The part of the process that sets Bloom Biorenewables apart is being able to separate the lignin and the hemicellulose, which is not typically done by other companies and opens up new areas in which to sell their products. This includes offering much purer, quality biofuels, it says.
One of the key areas for all these companies is reducing waste to zero. Bloom Biorenewables uses organic solvents in its process which works in a closed loop. Héroguel says: “We have key technologies to manage the recovery of these organic solvents. There is also water in the system so isotopic mixtures tend to form. This is a great set of challenges to manage without using too much energy with high efficiency and high purity.”
Bloom will work with one of its main investors, Yokogawa Electric, to automate the process to have as little human intervention as possible. This is also to improve the efficiency, economy and the ecological aspects of its process.

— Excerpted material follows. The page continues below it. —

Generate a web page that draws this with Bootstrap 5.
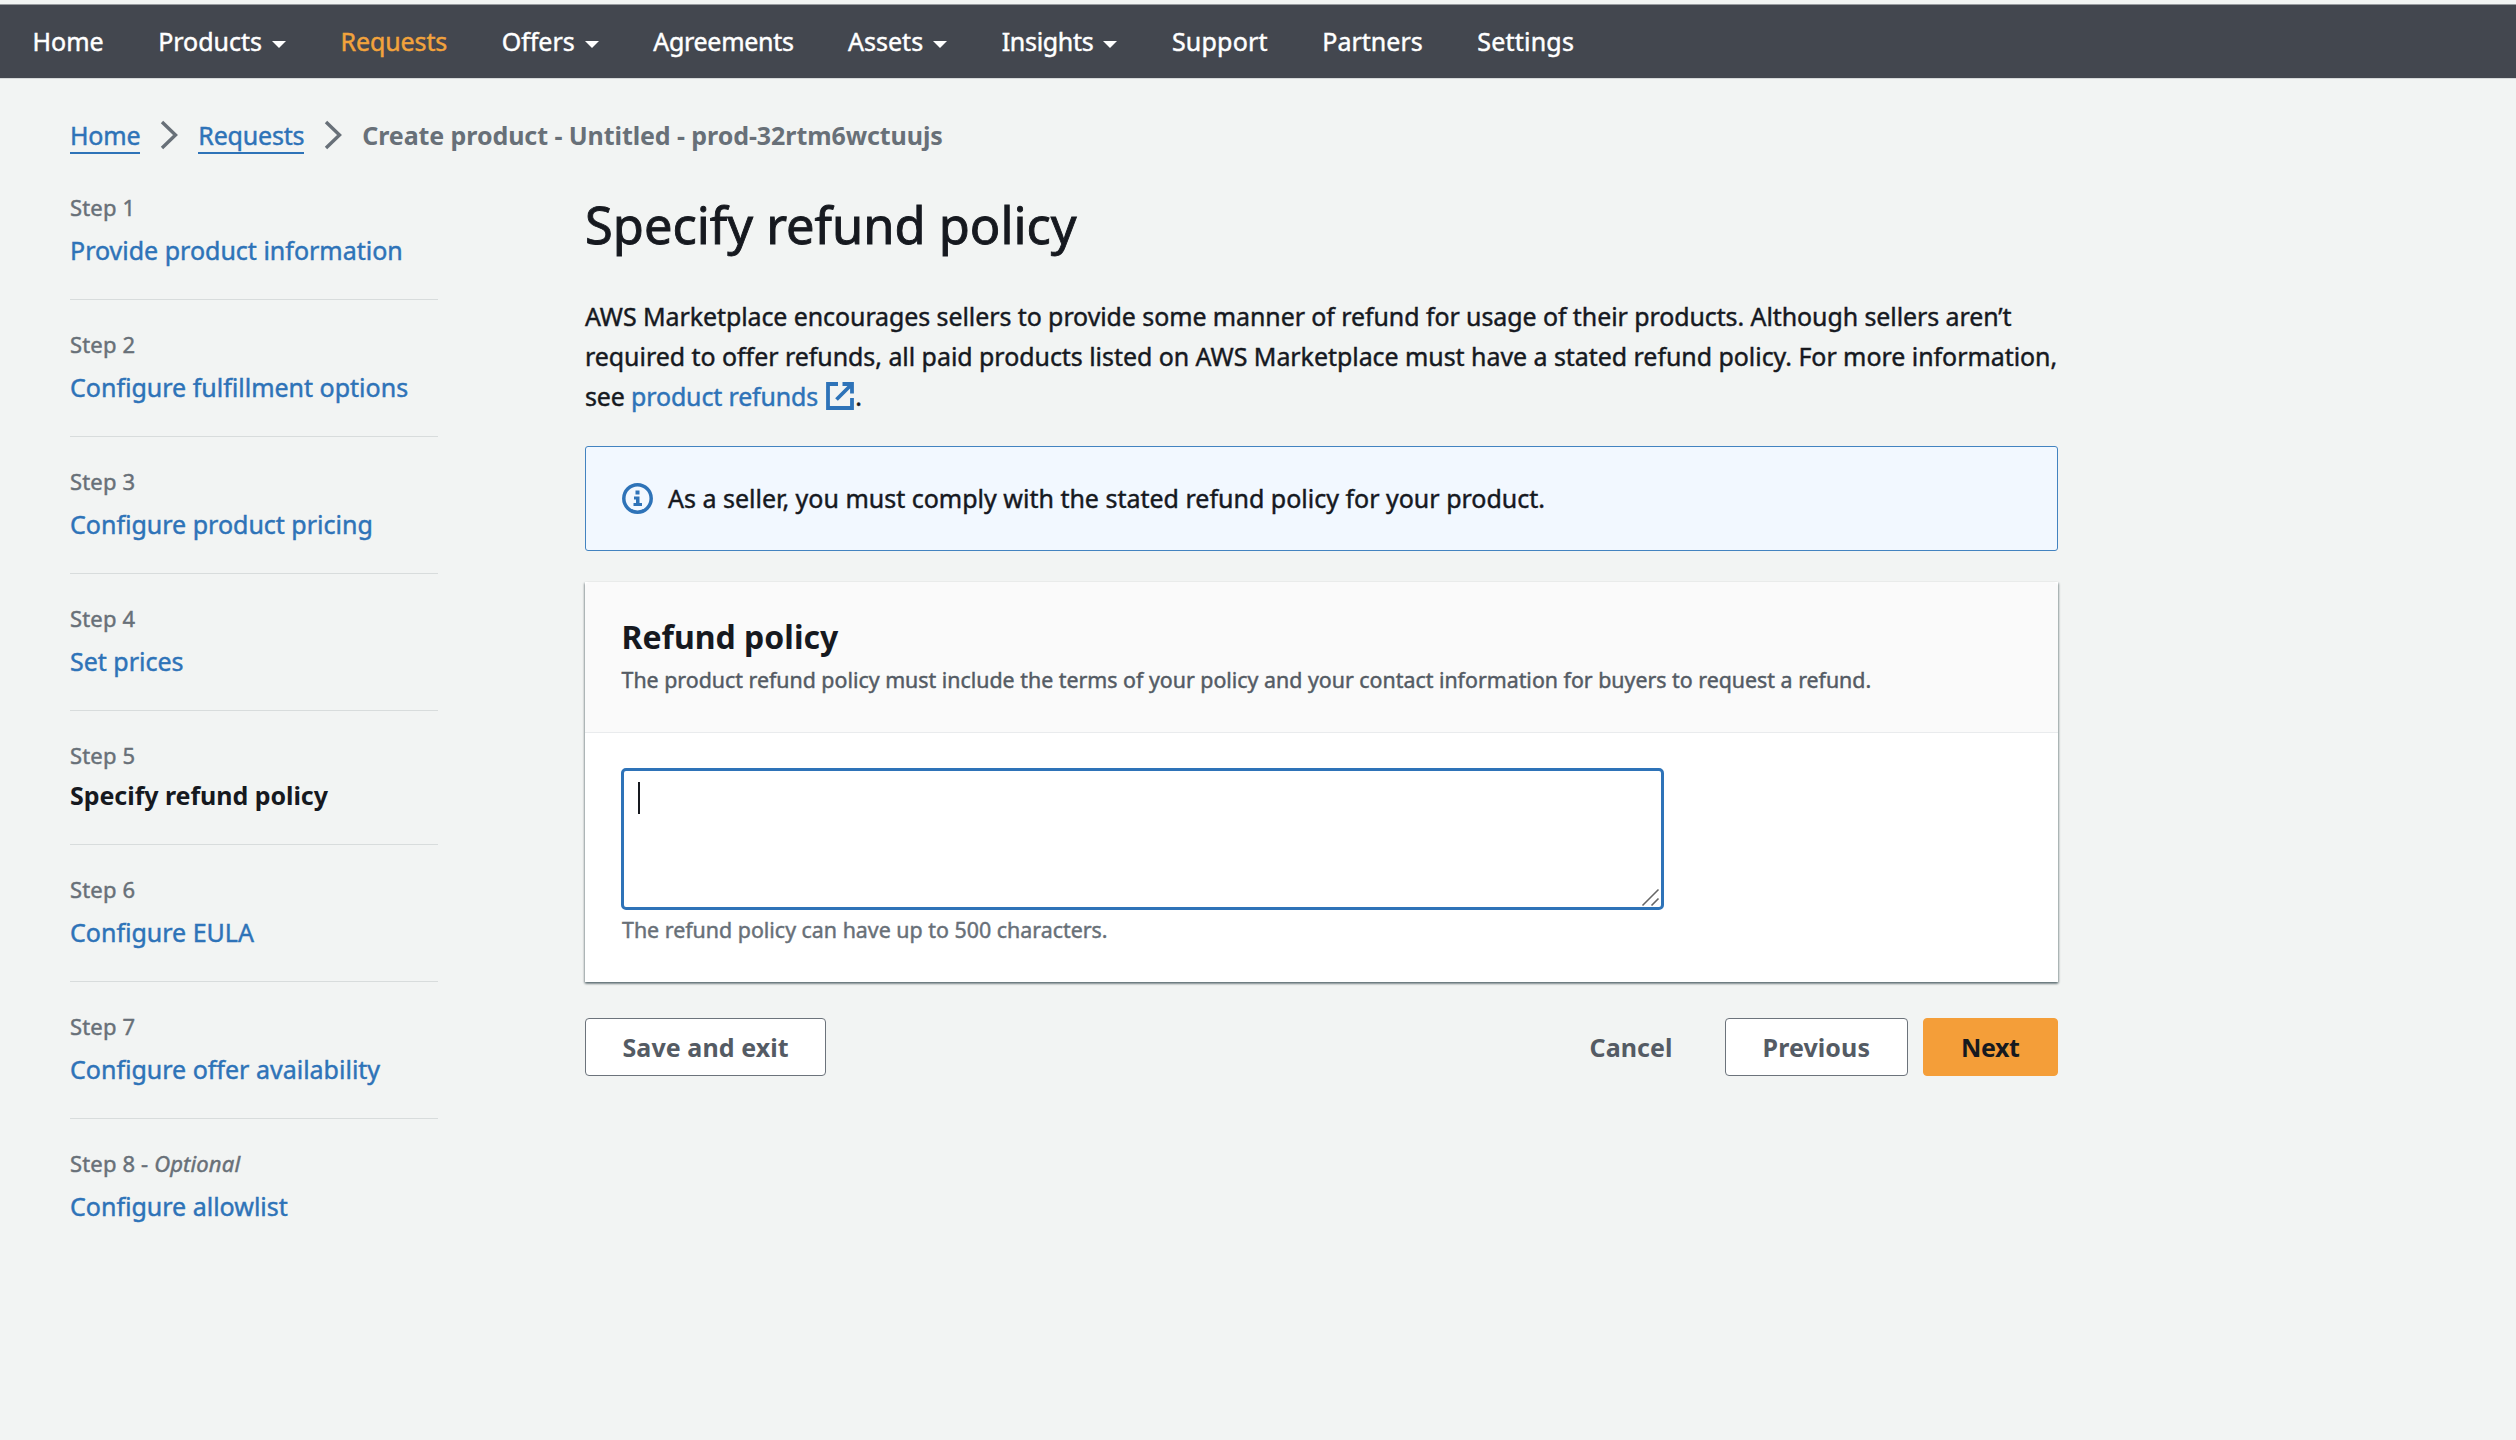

Héroguel adds: “We’re still in the development phase, we’re a young company and we’re covering most of the supply chain ourselves. We’re focussing on our core activity, the bio-refining. The goal in the midterm is to become a technology provider and to licence these technologies to others, but right now we need to validate the technology.”
CELLULOSE AND FABRIC
Before an article of clothing makes it to a shop it has been through more steps than most people realise. Often one producer makes the yarn, another knits or weaves it into textile fabric, and a third makes the shirt from the fabric. Clothes that are no longer wanted or not sold end up in landfills. Hardly any are recycled because cotton and viscose can’t be recycled with suitable quality.
However, Swedish company Renewcell has devised a process to recycle cotton and other cellulose fibres to transform them into a new, biodegradable, virgin quality raw material it calls ‘Circulose’ pulp which can be used to make new clothes. This process starts out with a bale of clothing being shredded to separate metallic items like buttons and zippers and to reduce the size of the textile fibres for the next, wet stage of the process. Here, chemicals and pumps are used to ‘adjust the properties of the cellulose in the material’.
Renewcell’s chief marketing officer & head of investor relations, Harald Cavalli-Björkman adds: “I have to be a bit less transparent about exactly what goes on, but we want to get it to the right viscosity, reactivity and brightness. Our patents are process patents, covering the sequence in which we subject the materials to the various systems, the acid and alkaline conditions, the differing temperatures, physical treatments and things like that. Then we bleach the materials, just like you would conventionally, to get it white which is what we need to get it to virgin equivalent.”
The last step in the wet stage of the process is where fibre contaminants, such as polyester, are separated out. Finally, the cellulose pulp is put on a conveyor belt and subjected to heat and pressure to turn it into 80x60cm sheets in a process similar to papermaking. Then the sheets are baled up and sold to manufacturers that create fibres from it, which is then used to make yarns, fabric and eventually new clothes.
Renewcell is in the process of moving into a new facility, an ex-paper mill in Sweden, which will allow it to increase production capacity from 4,500 tonnes per year to 60,000 starting in the first half of 2022. Because the process is similar to paper pulp making, it plans to re-employ up to 100 people that were made redundant when the papermaker closed its doors last year.
“800 people were let go at that plant, which is sad of course,” says Cavalli-Björkman. “The good part for us is that a lot of highly competent process engineers and operators are now available to start working with us on recycling materials in a process that is on the whole, fairly similar to what they’ve been doing. That lowers risk and increases our speed at getting up to commissioning.” Cavalli-Björkman says that by doing this, Renewcell is causing an industrial evolution by using existing machinery and skills and augmenting them to carry out a new process making new materials.
Renewcell has already received a contract from a Chinese viscose fibre producer for 40,000 tonnes, two thirds of their future capacity, and are in discussions with other European, Indian and American companies.
The drying technology used in Renewcell’s process is provided by pulp, paper and energy process technologies supplier Valmet. Valmet is also supplying Finland’s first commercial scale fibre production facility run by Spinnova and Suzano. The joint-venture’s SPINNOVA fibre is said to be a sustainable natural textile fibre produced from cellulose or waste streams, such as wood, textile or food waste, without involving any harmful chemicals, with minimal water use and emissions, and zero waste.
Jari Vähäpesola, Valmet’s paper business line president, says: “We want to support our customer’s journeys in converting renewable resources into sustainable results. This delivery is an excellent example of our strong focus on creating new technological innovations, and how we can create new opportunities in the fibre-based industry. We can use our existing technologies, and our know-how is essential when scaling up the production.”